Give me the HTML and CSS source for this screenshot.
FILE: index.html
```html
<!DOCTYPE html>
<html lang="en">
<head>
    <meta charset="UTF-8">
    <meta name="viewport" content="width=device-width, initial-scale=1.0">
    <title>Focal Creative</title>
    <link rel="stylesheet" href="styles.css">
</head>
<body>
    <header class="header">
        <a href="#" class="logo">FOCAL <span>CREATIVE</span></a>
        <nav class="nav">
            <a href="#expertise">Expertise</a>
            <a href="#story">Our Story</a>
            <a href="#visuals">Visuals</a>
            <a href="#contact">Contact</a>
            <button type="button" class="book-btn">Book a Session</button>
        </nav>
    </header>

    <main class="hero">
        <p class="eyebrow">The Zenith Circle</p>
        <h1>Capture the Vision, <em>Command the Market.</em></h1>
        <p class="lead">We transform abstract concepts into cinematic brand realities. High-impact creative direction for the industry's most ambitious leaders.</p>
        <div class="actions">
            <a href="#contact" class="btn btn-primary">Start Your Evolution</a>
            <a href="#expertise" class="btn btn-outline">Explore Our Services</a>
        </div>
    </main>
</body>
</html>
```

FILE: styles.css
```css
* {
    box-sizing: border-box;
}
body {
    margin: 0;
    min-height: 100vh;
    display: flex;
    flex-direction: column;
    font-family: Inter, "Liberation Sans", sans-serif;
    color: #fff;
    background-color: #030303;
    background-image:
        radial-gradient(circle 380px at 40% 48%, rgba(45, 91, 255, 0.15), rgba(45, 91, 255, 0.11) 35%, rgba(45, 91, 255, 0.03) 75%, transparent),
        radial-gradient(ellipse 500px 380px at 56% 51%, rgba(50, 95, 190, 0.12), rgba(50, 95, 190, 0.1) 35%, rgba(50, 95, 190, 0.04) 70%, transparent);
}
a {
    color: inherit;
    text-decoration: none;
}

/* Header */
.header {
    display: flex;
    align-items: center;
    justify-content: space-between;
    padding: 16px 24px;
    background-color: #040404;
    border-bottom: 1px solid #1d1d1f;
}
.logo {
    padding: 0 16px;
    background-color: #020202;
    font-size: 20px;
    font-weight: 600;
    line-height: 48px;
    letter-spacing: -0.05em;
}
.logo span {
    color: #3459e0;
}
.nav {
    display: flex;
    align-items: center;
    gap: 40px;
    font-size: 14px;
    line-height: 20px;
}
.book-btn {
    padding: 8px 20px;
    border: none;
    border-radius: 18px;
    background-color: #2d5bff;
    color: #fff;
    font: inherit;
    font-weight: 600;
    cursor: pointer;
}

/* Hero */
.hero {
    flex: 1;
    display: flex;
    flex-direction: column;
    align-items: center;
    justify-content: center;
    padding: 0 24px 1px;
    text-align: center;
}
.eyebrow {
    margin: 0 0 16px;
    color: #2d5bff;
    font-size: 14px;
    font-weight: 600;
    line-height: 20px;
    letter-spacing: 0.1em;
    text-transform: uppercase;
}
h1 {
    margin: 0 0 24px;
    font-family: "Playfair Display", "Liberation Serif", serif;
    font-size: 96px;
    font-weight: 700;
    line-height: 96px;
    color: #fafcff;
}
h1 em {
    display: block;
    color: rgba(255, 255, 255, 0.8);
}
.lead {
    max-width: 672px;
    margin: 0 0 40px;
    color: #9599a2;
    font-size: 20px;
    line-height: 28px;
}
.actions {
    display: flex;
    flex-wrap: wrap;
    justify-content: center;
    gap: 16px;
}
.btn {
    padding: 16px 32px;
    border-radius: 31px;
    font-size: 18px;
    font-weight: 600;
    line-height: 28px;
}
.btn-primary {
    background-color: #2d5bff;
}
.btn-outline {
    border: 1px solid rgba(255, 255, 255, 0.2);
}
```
==
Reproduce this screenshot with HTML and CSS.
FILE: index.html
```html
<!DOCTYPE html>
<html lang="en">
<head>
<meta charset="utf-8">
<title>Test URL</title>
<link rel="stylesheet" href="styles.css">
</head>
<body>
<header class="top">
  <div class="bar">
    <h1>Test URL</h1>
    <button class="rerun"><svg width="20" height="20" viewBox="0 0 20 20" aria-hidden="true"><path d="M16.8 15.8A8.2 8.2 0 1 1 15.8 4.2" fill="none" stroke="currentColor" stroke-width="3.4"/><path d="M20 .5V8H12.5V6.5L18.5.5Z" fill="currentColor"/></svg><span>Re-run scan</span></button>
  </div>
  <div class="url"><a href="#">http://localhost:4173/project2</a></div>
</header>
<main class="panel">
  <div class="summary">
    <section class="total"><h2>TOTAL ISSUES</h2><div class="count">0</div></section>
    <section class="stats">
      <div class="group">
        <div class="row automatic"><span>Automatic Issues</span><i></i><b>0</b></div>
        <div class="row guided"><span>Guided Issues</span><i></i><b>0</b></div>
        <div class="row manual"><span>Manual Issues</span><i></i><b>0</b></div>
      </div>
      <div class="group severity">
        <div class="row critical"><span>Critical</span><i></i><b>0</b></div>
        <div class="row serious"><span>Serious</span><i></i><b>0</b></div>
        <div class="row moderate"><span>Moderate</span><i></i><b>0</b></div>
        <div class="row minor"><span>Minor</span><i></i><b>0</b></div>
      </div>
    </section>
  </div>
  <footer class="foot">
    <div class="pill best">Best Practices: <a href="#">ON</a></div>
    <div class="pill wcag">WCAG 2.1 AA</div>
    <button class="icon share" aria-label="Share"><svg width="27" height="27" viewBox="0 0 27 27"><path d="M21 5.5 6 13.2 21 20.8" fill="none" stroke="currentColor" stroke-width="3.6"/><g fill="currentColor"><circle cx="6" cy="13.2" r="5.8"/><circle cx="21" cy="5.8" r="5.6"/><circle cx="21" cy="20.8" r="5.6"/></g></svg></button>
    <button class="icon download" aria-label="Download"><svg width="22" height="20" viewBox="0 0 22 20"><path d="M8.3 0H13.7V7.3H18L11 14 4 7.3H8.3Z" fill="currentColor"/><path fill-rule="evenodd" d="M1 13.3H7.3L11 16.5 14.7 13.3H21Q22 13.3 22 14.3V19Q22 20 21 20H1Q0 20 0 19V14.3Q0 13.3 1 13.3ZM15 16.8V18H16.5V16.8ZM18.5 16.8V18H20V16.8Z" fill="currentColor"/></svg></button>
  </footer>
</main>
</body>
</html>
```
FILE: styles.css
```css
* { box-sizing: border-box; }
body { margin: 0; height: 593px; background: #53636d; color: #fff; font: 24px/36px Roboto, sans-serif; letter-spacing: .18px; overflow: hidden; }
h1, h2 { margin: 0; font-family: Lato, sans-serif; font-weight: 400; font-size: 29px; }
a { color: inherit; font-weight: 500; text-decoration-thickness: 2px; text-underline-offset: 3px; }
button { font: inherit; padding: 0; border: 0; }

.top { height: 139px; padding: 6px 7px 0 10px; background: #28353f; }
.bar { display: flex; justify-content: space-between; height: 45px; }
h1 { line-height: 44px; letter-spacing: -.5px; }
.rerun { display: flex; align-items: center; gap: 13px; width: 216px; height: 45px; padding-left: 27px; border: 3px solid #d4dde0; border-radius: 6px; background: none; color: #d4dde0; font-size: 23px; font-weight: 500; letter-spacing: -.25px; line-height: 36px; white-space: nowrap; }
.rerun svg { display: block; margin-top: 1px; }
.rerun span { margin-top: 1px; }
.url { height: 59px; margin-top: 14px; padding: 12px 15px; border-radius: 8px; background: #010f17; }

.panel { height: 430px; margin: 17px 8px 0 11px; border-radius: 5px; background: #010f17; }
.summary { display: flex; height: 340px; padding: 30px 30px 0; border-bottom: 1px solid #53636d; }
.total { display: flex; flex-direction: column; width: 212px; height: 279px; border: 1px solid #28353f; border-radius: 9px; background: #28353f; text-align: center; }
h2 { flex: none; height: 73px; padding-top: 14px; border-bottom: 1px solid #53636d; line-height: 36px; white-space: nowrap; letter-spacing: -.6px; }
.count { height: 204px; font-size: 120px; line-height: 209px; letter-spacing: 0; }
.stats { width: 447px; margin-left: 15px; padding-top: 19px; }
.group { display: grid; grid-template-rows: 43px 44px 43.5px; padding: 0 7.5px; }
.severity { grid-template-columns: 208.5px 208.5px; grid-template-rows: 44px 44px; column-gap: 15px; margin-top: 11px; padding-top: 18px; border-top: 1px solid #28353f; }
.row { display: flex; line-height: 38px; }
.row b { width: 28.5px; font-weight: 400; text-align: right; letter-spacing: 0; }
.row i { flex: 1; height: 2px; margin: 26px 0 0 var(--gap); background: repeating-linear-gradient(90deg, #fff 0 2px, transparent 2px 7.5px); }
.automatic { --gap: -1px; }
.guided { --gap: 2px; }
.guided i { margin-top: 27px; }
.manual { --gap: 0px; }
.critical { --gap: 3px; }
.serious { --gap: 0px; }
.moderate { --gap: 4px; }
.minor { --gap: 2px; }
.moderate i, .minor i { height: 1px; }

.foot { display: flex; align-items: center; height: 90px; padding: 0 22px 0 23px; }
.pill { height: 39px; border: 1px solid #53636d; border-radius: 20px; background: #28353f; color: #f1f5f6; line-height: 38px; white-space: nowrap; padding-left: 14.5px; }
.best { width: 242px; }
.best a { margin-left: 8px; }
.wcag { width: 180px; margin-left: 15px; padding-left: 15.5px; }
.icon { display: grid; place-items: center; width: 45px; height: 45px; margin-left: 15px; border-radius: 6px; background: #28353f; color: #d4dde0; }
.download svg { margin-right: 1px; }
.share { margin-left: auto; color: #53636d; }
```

• _Problem details_
Report the number of lines holding the string "screenshot", without any other words.

• _Reply_
2